坂本龍一と90年代ハウスミュージック〜日本のクラブミュージック【ハウス編1】
Heartbeat / Ryuichi Sakamoto
恋をした(I'm in Love)/Chara
You Make Me / Monday Michiru
We Love You / Ryuichi Sakamoto
Grooves in the Heart /Deee-Lite
G.B.I./TeiTowa feat.Kylie Minogue
You Do Me/Ryuichi Sakamoto
東京は夜の7時 (The Night is Still Young)/Pizzicato Five
Fade Out/ Kyoko Koizumi
Shangri-La/Denki Groove
Tears/Frankie Knuckeles&Satoshi Tomiie
Sayonara/Ryuichi Sakamoto
*上記動画は著作権をクリアし一度アップできていたものが何故かその後ブロックされたので再度アップしたものです。そのうち消えていたらそういうことです・・泣
★本DJ MIX制作の背景
2021年〜2022年に坂本龍一氏の闘病経緯を聞くにつれ、80年代後半の「ラストエンペラー」でのオスカー受賞から90年代のgutレーベルにかけてのポップな展開に自分がいかに大きな影響を受けてきたかを改めて実感し、この企画を思いつきました。特に教授がNY移住後にクラブシーン大きく影響を受けて作ったと思われる91年のアルバム「Heartbeat」には、坂本チルドレンとでも言うべきトミイエ・サトシや当時Deee-Liteの一員として世界的にブレイクしていたテイ・トーワが参加しています。このアルバムはハウストラックの軽やかさや「Tainai Kaiki」の後を引くヘヴィネス、映画「ブレードランナー」のサントラの如く流麗なピアノ曲の「Epilogue」などの教授のエッセンスが詰まったエポック・メイキングな仕上がりになっており、愛聴してきました。そのアルバムからの2曲を冒頭とラストに配置した90年代中心の日本人絡みのクラブトラックで構成したDJミックスの企画を思いついたのですが、教授の闘病中にラストの「Sayonara」という曲を聴くのはあまりにも悲しく、不謹慎でもあり、この企画自体を封印しておくつもりでした。その後、闘病の様子が気になり、情報を求めて時折取り憑かれたようにインターネットを漁っていたのですが、とうとう2023年4月2日に訃報が届いてしまいました。そこで、自分なりの追悼の想いを込めて2023年ゴールデンウィークにかけて選曲作業を再開し、ミックス制作を行いました。

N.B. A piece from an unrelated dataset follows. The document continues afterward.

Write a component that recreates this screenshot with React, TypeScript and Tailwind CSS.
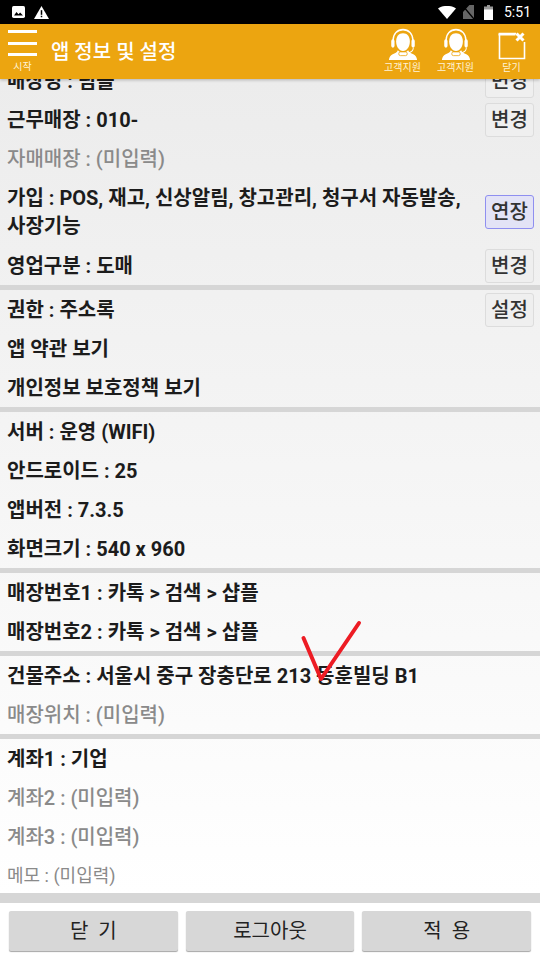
const font = "font-['Roboto','Noto_Sans_CJK_KR',sans-serif]";

function Headset() {
  return (
    <svg width="32" height="34" viewBox="0 0 34 32" fill="none" preserveAspectRatio="none">
      <path d="M17 5c-4.600 0-7.300 3.300-7.300 7.600 0 4.600 3 9 7.300 9s7.300-4.400 7.300-9C24.300 8.300 21.600 5 17 5z" fill="#fff" />
      <path d="M11.500 21c-.8 2-3 3-5.500 3.800C3.500 25.700 2.500 27.500 2 30h30c-.5-2.500-1.500-4.300-4-5.200-2.500-.8-4.700-1.800-5.500-3.800-1.500 1.500-3.500 2.300-5.500 2.300s-4-.8-5.500-2.300z" fill="#fff" />
      <path d="M6.500 14V11.500C6.500 5.500 11 1.500 17 1.500s10.500 4 10.500 10V14" stroke="#fff" strokeWidth="1.500" />
      <rect x="4.500" y="10.500" width="3.500" height="8" rx="1.700" fill="#fff" />
      <rect x="26" y="10.500" width="3.500" height="8" rx="1.700" fill="#fff" />
      <path d="M28 18.500c0 3-2.500 4.500-7 5" stroke="#fff" strokeWidth="1" />
      <rect x="12.500" y="22.500" width="9" height="3.500" rx="1.700" fill="#fff" stroke="#eca510" strokeWidth="0.800" />
    </svg>
  );
}

function HeaderAction({ label, children }: { label: string; children: React.ReactNode }) {
  return (
    <div className="flex w-[53px] flex-col items-center">
      <div className="flex h-[38px] items-end">{children}</div>
      <span className="text-[10px] leading-[12px] text-[#fff3d6]">{label}</span>
    </div>
  );
}

function Row({ text, dim, small, btn, active }: { text: string; dim?: boolean; small?: boolean; btn?: string; active?: boolean }) {
  return (
    <div className="flex h-[39px] items-center justify-between pl-[7px] pr-[6px]">
      <span
        className={
          small
            ? "text-[18px] text-[#8a8a8a]"
            : dim
              ? "text-[20px] font-medium text-[#8a8a8a]"
              : "text-[20px] font-bold text-[#1c1c1c]"
        }
      >
        {text}
      </span>
      {btn && <SmallButton label={btn} active={active} />}
    </div>
  );
}

function SmallButton({ label, active }: { label: string; active?: boolean }) {
  return (
    <span
      className={
        "flex h-[34px] w-[49px] shrink-0 items-center justify-center rounded-[3px] border text-[20px] font-medium text-[#333] " +
        (active ? "border-[#8f8ff0] bg-[#e3e3f6]" : "border-[#dcdcdc] bg-[#efefef]")
      }
    >
      {label}
    </span>
  );
}

function Divider() {
  return <div className="h-[5px] bg-[#d6d6d6]" />;
}

function BottomButton({ label }: { label: string }) {
  return (
    <div className="flex h-[40px] flex-1 items-center justify-center whitespace-pre rounded-[2px] bg-[#d7d7d7] text-[20px] text-[#222] shadow-[0_1px_1px_rgba(0,0,0,0.35)]">
      {label}
    </div>
  );
}

export default function App() {
  return (
    <div className={`flex h-[960px] w-[540px] flex-col overflow-hidden bg-white ${font}`}>
      {/* status bar */}
      <div className="flex h-[24px] shrink-0 items-center justify-between bg-black pl-[12px] pr-[9px] text-white">
        <div className="flex items-center gap-[9px]">
          <svg width="13" height="12" viewBox="0 0 16 14" preserveAspectRatio="none">
            <path d="M2 0h12a2 2 0 0 1 2 2v10a2 2 0 0 1-2 2H2a2 2 0 0 1-2-2V2a2 2 0 0 1 2-2z" fill="#fff" />
            <path d="M2.500 11l3-4 2.500 2.500L10 7.500l3.500 3.500z" fill="#000" />
          </svg>
          <svg width="15" height="13" viewBox="0 0 16 14" preserveAspectRatio="none">
            <path d="M8 0l8 14H0z" fill="#fff" />
            <rect x="7.200" y="4.500" width="1.600" height="5" fill="#000" />
            <rect x="7.200" y="10.500" width="1.600" height="1.600" fill="#000" />
          </svg>
        </div>
        <div className="flex items-center">
          <svg width="18" height="13" viewBox="0 0 18 13" className="mr-[7px]">
            <path d="M0 2.500C5-1 13-1 18 2.500L9 13z" fill="#fff" />
          </svg>
          <svg width="11" height="14" viewBox="0 0 12 14" className="mr-[10px]" preserveAspectRatio="none">
            <path d="M7 0h5v14H0V7z" fill="#666" />
            <path d="M0 1l12 13" stroke="#000" strokeWidth="1.500" />
          </svg>
          <svg width="9" height="15" viewBox="0 0 9 15" className="mr-[11px]">
            <path d="M3 0h3v1.500h3V15H0V1.500h3z" fill="#999" />
            <rect y="4.500" width="9" height="10.500" fill="#fff" />
          </svg>
          <span className="text-[14px] leading-none">5:51</span>
        </div>
      </div>

      {/* title bar */}
      <div className="relative z-10 flex h-[55px] shrink-0 items-start bg-[#eca510] shadow-[0_1px_3px_rgba(0,0,0,0.25)]">
        <div className="flex w-[45px] flex-col items-center pt-[6px]">
          <div className="flex w-[29px] flex-col gap-[8.500px]">
            <div className="h-[3px] bg-white" />
            <div className="h-[3px] bg-white" />
            <div className="h-[3px] bg-white" />
          </div>
          <span className="mt-[5px] text-[10px] leading-[12px] text-[#fff3d6]">시작</span>
        </div>
        <span className="ml-[6px] mt-[15px] text-[20px] font-medium leading-[26px] text-white">앱 정보 및 설정</span>
        <div className="ml-auto flex pr-[2px]">
          <HeaderAction label="고객지원"><Headset /></HeaderAction>
          <HeaderAction label="고객지원"><Headset /></HeaderAction>
          <div className="w-[3px]" />
          <HeaderAction label="닫기">
            <svg width="28" height="28" viewBox="0 0 28 28" fill="none" className="mb-[2px]">
              <path d="M18 1.500H1.500v25h25V10" stroke="#fff" strokeWidth="1.600" />
              <path d="M0.500 2.500h17" stroke="#fff" strokeWidth="2" />
              <path d="M18.500 1.500l7 7M25.500 1.500l-7 7" stroke="#fff" strokeWidth="3" />
            </svg>
          </HeaderAction>
        </div>
      </div>

      {/* settings list */}
      <div className="min-h-0 flex-1 overflow-hidden bg-gradient-to-b from-[#ececec] to-white">
        <div className="mt-[-18px]">
          <Row text="매장명 : 팀플" btn="변경" />
          <Row text="근무매장 : 010-" btn="변경" />
          <Row text="자매매장 : (미입력)" dim />
          <div className="flex h-[68px] items-center justify-between pl-[7px] pr-[6px]">
            <span className="w-[470px] text-[20px] font-bold leading-[28px] text-[#1c1c1c]">
              가입 : POS, 재고, 신상알림, 창고관리, 청구서 자동발송, 사장기능
            </span>
            <SmallButton label="연장" active />
          </div>
          <Row text="영업구분 : 도매" btn="변경" />
          <Divider />
          <Row text="권한 : 주소록" btn="설정" />
          <Row text="앱 약관 보기" />
          <Row text="개인정보 보호정책 보기" />
          <Divider />
          <Row text="서버 : 운영 (WIFI)" />
          <Row text="안드로이드 : 25" />
          <Row text="앱버전 : 7.3.5" />
          <Row text="화면크기 : 540 x 960" />
          <Divider />
          <Row text="매장번호1 : 카톡 > 검색 > 샵플" />
          <Row text="매장번호2 : 카톡 > 검색 > 샵플" />
          <Divider />
          <Row text="건물주소 : 서울시 중구 장충단로 213 동훈빌딩 B1" />
          <Row text="매장위치 : (미입력)" dim />
          <Divider />
          <Row text="계좌1 : 기업" />
          <Row text="계좌2 : (미입력)" dim />
          <Row text="계좌3 : (미입력)" dim />
          <Row text="메모 : (미입력)" small />
        </div>
      </div>

      {/* bottom buttons */}
      <div className="h-[10px] shrink-0 bg-[#d6d6d6]" />
      <div className="flex h-[57px] shrink-0 gap-[8px] bg-white px-[9px] pt-[8px]">
        <BottomButton label="닫  기" />
        <BottomButton label="로그아웃" />
        <BottomButton label="적  용" />
      </div>

      {/* red check mark drawn over the address row */}
      <svg width="64" height="68" viewBox="0 0 64 68" fill="none" className="absolute left-[300px] top-[618px] z-20">
        <path d="M3.500 20L21 61 59 5" stroke="#ed1c24" strokeWidth="4" strokeLinecap="round" strokeLinejoin="round" />
      </svg>
    </div>
  );
}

このDJミックスでは坂本龍一ご本人の曲のリミックスを含む4曲に加え、前述のテイ・トーワ氏、トミイエ・サトシ氏絡みのトラックを中心に、90年代によく聞いた邦人絡みのハウスアンセムをまとめてみました。90年代の日本のクラブシーンは充実しており、膨大なアーカイブが残っています。それが現在ブームになっているシティポップのように再評価されずに埋もれてしまうのはあまりにも勿体なく、自分なりのアンソロジーとして今後何本かのDJミックスを作っていきたいと思いつきました。とりあえずハウス編としては1時間のミックス4本の制作を計画しており、このミックスはその第一弾にあたります。そのほかにもテクノ編、クラブジャズ編なども考えています。
非常に残念だったのはレベッカのNOKKOが初の海外進出として出したアルバム「Call Me Nightlife」の全編がレコードレーベルSMEの著作権の方針で全世界で公開禁止になっていることです。このアルバムからは今後制作予定のミックスも含めて数曲をキートラックとして使いたかったのですが、本ミックス制作後にアップするとブロックされてしまいました。このアルバムはあまり有名ではありませんが、製作陣にはテイ・トーワ、屋敷豪太、Kenji Jammarなどの邦人に加え、セイント・エティエンヌも曲を提供している隠れ名盤だと思います。SNSの時代に全世界にこのレコードを紹介できないのは、レコード会社やNOKKO本人とっても大きな損失になっている気がします。このミックスでは「I Will Catch You」を3曲目に使いたかったのですが、マンデイ満ちるの「You Make Me」に差し替えて一から制作をやり直すことになりました。
また10曲目の電気グルーヴの90年代名曲「Shangri-La」は、これまたSMEの方針で日本以外への2次使用が禁止されているようです。したがってこのミックスの公開も日本に限定されています。日本人によるクラブトラックを全世界に紹介したいというのがこのミックス制作の意図なので、残念ですが「Shangri-La」を除いた形で全世界向け動画を後日制作したいと思っています。
以上が本ミックス制作の背景です。何はともあれ、80年代後半から90年代にかけての空気感を楽しんでいただけたら幸いです。